Exercise requirements:
From the listing, collect all lines containing the word "React".

Material:
◇ ◇ ◇

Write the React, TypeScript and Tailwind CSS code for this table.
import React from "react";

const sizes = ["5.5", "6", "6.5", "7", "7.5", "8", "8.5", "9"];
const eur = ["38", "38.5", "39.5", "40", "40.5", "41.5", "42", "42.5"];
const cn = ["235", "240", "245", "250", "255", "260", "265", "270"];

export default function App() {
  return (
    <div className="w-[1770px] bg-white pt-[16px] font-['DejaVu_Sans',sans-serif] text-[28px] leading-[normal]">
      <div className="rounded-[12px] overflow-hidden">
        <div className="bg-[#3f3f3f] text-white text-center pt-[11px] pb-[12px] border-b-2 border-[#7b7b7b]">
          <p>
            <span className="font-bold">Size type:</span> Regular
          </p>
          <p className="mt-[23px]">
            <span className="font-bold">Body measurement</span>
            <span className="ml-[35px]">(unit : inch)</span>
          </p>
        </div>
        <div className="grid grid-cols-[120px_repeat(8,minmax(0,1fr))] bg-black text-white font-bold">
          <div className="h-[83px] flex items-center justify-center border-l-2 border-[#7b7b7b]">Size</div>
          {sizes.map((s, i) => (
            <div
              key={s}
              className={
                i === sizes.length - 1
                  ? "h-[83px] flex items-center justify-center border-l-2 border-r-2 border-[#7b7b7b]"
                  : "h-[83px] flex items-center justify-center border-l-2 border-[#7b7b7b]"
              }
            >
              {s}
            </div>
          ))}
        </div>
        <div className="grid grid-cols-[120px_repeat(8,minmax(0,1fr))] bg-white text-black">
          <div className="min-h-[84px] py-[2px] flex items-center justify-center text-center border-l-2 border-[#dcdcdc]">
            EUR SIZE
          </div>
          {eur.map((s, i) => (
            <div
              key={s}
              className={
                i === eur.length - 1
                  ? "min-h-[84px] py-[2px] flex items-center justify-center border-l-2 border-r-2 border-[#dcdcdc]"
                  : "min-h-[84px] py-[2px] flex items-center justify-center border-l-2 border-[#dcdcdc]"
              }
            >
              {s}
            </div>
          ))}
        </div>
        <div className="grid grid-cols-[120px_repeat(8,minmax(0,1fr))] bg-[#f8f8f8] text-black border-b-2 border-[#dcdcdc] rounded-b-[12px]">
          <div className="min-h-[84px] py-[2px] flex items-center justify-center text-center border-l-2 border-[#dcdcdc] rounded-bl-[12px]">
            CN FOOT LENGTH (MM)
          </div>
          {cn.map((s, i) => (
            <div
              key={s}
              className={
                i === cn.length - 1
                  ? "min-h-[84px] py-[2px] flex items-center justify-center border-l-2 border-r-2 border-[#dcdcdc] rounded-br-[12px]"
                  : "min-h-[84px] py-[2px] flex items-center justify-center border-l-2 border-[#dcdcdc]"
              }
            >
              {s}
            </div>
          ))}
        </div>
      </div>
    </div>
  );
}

◇ ◇ ◇

Final answer:
Write the React, TypeScript and Tailwind CSS code for this table.
import React from "react";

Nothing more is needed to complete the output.